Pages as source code
(begin)

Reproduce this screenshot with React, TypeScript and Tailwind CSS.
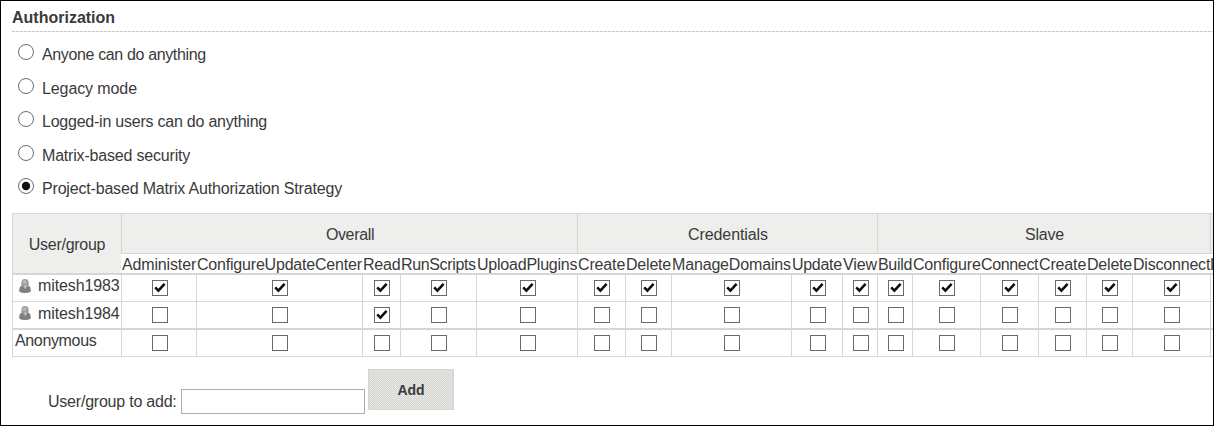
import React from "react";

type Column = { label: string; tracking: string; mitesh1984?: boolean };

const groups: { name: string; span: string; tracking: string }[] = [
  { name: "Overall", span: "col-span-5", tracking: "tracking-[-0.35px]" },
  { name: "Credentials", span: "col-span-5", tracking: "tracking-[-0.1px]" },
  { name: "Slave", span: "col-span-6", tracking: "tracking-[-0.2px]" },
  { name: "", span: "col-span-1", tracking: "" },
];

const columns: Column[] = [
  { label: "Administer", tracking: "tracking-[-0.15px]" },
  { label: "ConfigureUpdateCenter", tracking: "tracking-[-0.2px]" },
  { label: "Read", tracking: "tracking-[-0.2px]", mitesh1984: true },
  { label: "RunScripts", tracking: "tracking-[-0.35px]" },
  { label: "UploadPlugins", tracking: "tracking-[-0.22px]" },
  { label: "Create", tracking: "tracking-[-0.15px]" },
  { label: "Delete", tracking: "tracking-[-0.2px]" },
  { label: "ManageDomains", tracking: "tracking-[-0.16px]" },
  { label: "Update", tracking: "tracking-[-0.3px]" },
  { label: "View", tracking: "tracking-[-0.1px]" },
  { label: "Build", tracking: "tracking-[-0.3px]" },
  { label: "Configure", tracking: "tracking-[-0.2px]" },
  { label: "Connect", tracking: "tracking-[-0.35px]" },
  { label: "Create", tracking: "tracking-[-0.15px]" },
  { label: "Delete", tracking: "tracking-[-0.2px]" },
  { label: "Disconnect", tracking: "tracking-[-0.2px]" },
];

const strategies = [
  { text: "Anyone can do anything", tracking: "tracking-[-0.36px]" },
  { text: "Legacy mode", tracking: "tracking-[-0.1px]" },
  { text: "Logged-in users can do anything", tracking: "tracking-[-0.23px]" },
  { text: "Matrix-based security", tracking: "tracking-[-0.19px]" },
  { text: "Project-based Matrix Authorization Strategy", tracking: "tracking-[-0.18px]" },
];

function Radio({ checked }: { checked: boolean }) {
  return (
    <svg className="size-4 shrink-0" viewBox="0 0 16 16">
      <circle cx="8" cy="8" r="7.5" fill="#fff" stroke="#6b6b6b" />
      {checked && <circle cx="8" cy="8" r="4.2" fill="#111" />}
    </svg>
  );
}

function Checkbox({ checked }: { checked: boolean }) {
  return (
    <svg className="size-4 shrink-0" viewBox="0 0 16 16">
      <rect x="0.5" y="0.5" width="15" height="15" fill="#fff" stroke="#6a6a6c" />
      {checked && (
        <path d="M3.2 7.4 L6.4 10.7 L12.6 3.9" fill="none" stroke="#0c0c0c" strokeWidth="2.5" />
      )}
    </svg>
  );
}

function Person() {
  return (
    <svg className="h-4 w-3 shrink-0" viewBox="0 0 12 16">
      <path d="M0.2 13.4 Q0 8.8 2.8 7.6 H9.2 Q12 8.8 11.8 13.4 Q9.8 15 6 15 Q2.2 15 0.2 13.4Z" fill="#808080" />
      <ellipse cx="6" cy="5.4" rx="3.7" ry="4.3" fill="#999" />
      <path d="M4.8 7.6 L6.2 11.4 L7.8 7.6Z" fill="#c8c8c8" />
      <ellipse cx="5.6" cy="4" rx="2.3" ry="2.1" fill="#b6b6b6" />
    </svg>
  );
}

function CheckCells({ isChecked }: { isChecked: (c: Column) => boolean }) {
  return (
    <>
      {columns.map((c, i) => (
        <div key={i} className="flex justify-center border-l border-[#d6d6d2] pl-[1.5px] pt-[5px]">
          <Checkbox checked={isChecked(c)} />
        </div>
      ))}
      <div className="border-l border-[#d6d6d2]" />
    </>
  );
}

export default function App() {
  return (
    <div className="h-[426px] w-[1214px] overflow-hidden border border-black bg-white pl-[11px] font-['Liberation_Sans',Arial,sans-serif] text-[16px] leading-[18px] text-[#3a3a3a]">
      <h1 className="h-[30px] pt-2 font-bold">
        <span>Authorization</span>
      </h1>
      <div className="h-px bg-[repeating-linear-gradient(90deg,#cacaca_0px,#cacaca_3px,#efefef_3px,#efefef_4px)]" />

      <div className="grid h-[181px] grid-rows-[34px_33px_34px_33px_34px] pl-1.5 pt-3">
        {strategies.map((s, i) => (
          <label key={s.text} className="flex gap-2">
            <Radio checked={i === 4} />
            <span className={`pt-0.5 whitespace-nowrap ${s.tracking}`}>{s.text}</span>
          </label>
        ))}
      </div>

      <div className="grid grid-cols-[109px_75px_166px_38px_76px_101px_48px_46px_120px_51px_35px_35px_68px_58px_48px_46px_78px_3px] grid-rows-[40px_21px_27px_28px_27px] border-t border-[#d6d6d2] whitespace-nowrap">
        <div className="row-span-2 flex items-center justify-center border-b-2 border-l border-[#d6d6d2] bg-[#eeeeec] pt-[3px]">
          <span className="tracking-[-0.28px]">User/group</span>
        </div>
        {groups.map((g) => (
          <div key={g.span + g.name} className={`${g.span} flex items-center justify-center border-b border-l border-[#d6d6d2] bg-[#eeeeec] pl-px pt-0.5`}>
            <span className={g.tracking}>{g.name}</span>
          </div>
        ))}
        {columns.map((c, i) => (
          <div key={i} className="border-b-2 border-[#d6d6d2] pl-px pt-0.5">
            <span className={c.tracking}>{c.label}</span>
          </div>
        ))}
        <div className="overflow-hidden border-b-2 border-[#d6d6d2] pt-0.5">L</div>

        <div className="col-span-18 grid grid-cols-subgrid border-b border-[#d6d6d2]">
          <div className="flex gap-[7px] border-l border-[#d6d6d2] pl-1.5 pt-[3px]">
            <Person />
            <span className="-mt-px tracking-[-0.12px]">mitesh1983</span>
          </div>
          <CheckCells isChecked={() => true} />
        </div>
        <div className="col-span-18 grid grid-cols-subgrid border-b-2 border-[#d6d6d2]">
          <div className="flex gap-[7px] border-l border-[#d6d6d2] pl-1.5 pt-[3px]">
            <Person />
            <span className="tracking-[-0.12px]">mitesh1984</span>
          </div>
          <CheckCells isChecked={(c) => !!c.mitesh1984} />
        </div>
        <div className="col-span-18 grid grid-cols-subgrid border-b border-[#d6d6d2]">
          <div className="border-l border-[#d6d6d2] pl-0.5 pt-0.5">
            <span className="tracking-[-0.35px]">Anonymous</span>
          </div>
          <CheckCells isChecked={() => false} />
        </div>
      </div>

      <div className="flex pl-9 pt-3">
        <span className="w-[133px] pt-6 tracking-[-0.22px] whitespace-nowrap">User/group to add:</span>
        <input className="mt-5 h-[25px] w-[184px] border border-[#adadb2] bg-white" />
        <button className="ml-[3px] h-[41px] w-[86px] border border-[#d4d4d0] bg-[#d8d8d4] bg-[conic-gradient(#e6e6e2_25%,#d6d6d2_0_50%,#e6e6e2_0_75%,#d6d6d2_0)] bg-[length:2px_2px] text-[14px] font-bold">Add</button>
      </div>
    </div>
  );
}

(end)
(begin)

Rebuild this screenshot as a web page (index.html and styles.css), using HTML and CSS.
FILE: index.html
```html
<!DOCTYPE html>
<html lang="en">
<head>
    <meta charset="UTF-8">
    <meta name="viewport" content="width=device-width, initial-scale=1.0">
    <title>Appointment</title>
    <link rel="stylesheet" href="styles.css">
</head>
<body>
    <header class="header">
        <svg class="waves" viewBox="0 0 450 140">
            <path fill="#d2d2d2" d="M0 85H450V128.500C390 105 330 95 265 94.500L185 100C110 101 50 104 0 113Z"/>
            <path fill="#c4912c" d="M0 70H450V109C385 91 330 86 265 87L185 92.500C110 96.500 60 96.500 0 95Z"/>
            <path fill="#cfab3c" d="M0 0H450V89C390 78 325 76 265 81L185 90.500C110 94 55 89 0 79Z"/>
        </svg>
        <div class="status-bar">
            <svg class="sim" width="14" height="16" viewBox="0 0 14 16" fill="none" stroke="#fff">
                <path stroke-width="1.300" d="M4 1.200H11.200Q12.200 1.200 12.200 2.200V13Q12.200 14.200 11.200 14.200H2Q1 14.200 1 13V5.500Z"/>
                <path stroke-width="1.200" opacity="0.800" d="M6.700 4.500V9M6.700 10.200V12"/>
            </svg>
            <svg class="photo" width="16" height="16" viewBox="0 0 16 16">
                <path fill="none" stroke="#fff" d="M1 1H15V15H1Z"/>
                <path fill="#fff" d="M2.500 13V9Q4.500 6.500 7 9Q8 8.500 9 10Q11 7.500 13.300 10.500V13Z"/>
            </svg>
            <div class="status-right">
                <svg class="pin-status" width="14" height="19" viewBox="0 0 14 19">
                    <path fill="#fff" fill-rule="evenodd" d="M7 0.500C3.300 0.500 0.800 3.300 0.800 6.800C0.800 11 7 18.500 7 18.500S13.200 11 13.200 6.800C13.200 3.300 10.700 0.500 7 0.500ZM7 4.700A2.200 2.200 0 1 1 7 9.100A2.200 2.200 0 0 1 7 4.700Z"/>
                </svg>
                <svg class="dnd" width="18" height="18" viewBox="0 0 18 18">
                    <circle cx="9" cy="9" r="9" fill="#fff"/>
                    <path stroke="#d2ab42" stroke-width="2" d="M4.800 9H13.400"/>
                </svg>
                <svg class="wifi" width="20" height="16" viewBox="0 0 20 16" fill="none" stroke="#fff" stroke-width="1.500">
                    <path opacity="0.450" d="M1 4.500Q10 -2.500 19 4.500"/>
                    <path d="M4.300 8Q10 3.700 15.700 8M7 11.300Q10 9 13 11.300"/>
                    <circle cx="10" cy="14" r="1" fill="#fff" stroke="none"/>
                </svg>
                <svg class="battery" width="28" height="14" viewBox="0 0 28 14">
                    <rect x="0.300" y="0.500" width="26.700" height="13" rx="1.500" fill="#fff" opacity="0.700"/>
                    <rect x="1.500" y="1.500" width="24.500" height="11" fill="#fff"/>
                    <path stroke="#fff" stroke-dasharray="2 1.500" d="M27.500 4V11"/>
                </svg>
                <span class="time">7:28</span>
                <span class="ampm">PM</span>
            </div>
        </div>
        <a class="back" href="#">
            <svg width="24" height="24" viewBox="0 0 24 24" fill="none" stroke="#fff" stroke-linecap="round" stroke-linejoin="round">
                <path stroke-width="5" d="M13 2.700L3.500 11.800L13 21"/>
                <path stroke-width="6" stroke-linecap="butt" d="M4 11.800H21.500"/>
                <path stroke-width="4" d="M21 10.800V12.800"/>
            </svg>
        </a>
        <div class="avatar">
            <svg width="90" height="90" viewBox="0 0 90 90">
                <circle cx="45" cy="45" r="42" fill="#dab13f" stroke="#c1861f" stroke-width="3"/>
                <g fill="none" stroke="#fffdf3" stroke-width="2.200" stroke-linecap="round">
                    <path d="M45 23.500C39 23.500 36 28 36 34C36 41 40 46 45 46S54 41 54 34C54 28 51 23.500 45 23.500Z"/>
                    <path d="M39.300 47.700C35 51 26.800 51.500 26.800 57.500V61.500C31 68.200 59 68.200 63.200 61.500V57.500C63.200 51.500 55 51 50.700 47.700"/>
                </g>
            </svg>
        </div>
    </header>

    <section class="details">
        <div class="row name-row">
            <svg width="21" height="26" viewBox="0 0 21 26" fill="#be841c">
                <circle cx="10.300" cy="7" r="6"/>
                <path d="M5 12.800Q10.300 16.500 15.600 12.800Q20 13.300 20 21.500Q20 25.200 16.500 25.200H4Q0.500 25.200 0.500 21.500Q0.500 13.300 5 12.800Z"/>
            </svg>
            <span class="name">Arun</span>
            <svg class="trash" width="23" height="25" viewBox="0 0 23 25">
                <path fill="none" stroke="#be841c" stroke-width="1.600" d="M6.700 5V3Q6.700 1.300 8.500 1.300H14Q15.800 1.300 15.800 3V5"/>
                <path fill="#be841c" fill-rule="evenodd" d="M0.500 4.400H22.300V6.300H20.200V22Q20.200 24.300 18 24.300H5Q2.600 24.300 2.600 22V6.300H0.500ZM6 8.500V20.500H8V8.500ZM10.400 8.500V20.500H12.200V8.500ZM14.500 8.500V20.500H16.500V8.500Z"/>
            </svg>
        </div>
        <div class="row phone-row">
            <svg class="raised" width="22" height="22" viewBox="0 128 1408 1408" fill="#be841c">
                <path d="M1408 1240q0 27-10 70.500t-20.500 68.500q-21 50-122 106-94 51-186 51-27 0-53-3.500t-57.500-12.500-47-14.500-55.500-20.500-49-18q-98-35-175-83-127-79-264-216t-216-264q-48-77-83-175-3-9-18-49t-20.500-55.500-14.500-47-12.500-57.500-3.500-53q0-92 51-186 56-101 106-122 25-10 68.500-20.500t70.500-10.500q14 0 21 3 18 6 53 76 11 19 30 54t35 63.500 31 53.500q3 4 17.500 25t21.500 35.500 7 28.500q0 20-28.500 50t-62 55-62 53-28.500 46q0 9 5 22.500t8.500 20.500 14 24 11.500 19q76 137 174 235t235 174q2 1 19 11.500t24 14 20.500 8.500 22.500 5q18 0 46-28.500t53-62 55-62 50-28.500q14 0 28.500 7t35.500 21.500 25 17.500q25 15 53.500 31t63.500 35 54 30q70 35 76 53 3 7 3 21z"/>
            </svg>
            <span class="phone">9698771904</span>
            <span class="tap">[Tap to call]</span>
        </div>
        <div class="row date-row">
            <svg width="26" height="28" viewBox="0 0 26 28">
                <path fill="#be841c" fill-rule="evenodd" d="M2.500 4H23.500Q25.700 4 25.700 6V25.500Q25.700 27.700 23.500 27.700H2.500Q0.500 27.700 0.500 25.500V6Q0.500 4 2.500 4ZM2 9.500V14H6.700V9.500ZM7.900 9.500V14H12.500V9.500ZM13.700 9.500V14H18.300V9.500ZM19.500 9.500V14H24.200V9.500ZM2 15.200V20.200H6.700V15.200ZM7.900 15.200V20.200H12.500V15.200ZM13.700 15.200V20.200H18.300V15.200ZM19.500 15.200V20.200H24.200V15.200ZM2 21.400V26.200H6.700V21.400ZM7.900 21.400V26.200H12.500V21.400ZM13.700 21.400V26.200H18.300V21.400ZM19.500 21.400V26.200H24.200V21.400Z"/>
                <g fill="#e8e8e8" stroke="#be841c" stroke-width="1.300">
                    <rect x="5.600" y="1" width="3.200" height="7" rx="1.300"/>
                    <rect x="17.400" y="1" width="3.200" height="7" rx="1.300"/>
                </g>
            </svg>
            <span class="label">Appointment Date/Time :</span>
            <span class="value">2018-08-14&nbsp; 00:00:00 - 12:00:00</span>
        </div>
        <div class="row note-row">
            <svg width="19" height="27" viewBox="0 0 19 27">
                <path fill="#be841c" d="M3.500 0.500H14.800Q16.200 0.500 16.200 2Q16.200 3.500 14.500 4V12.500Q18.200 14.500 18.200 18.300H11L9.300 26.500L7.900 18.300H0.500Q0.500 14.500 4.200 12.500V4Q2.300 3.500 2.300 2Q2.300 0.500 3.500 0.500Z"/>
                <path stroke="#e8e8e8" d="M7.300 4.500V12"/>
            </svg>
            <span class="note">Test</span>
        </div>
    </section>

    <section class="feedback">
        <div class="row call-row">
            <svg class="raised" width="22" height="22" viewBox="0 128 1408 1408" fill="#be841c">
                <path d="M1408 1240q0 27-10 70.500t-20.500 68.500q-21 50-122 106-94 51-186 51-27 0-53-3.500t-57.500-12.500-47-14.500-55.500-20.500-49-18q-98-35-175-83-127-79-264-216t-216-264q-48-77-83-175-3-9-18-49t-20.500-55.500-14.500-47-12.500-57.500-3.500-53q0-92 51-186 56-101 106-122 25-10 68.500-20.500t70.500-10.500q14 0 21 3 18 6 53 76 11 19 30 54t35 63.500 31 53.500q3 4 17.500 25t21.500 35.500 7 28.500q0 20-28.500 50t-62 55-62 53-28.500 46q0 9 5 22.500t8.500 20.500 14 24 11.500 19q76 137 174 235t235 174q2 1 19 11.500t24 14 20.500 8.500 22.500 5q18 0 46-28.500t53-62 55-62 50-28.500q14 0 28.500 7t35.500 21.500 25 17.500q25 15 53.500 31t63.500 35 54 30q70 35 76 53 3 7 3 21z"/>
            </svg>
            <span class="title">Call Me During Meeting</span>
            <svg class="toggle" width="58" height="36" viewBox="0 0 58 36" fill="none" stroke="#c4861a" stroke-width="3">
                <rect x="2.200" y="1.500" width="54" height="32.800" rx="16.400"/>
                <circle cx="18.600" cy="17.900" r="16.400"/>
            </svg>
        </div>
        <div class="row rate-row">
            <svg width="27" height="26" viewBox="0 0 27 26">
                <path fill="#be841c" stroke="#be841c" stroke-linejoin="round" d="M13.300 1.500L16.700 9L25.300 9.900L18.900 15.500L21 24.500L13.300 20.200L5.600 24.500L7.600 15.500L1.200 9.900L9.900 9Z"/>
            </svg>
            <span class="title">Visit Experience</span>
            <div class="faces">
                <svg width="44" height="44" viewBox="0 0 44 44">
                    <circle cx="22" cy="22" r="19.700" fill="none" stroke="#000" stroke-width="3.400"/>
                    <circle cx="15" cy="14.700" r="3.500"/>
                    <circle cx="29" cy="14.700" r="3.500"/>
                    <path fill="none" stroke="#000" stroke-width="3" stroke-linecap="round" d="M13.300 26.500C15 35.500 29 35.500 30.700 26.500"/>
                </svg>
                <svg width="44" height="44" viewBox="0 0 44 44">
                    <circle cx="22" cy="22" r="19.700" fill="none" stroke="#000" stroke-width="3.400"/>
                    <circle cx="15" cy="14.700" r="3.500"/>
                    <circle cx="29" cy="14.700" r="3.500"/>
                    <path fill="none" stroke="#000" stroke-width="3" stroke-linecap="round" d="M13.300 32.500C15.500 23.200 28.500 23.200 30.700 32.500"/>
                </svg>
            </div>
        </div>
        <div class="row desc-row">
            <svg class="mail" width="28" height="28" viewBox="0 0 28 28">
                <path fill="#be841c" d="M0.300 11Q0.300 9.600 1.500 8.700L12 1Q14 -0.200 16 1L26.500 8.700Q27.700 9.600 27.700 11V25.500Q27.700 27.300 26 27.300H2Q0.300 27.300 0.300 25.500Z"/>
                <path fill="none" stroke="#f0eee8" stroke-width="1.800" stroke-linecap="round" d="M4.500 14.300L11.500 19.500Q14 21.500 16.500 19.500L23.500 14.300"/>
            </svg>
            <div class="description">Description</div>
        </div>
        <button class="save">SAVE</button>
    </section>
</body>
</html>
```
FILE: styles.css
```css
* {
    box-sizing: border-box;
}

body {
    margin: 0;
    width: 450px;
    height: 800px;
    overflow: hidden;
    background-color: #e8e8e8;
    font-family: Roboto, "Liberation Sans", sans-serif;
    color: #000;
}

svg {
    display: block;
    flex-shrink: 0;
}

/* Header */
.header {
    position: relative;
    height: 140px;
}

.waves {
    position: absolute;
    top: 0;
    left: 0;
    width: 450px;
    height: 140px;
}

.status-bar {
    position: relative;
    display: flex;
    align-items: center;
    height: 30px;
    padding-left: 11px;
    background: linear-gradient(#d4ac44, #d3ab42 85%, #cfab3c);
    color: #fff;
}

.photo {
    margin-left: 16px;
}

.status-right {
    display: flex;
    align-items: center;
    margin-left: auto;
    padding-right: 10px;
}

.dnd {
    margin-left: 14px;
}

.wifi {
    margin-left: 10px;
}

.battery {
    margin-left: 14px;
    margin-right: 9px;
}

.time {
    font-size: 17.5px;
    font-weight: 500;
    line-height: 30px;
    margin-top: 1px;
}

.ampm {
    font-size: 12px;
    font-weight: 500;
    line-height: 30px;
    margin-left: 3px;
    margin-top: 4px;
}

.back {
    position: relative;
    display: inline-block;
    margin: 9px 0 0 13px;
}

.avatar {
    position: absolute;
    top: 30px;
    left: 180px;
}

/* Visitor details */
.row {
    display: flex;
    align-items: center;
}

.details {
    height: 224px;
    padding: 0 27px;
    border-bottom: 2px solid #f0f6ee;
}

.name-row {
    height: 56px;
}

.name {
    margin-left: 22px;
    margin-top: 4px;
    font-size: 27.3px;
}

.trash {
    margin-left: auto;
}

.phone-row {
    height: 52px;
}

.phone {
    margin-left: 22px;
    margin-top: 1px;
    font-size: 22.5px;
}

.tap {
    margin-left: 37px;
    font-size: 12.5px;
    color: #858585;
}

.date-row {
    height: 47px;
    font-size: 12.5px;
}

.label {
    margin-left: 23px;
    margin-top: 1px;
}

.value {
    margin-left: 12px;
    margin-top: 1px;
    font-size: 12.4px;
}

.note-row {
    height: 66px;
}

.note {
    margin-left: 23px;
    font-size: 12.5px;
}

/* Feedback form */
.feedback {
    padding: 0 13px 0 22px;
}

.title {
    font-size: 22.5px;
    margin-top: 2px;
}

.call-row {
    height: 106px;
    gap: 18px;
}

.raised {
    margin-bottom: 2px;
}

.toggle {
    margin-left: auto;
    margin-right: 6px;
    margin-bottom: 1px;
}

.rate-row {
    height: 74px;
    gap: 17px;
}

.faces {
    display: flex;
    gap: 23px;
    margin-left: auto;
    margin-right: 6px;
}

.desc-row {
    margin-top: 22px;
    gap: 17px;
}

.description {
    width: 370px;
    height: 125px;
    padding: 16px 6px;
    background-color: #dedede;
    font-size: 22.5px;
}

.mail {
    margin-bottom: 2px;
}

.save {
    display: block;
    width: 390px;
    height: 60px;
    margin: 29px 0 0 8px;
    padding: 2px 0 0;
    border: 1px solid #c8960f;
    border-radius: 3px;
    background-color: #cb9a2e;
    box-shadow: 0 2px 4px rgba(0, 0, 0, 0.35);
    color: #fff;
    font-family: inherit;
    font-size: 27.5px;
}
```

(end)

Only the lines from "Reproduce this screenshot" through "string; tracking: string;" should appear in your output, copied exactly with both end lines, and with no pictures.

Complete response:
Reproduce this screenshot with React, TypeScript and Tailwind CSS.
import React from "react";

type Column = { label: string; tracking: string; mitesh1984?: boolean };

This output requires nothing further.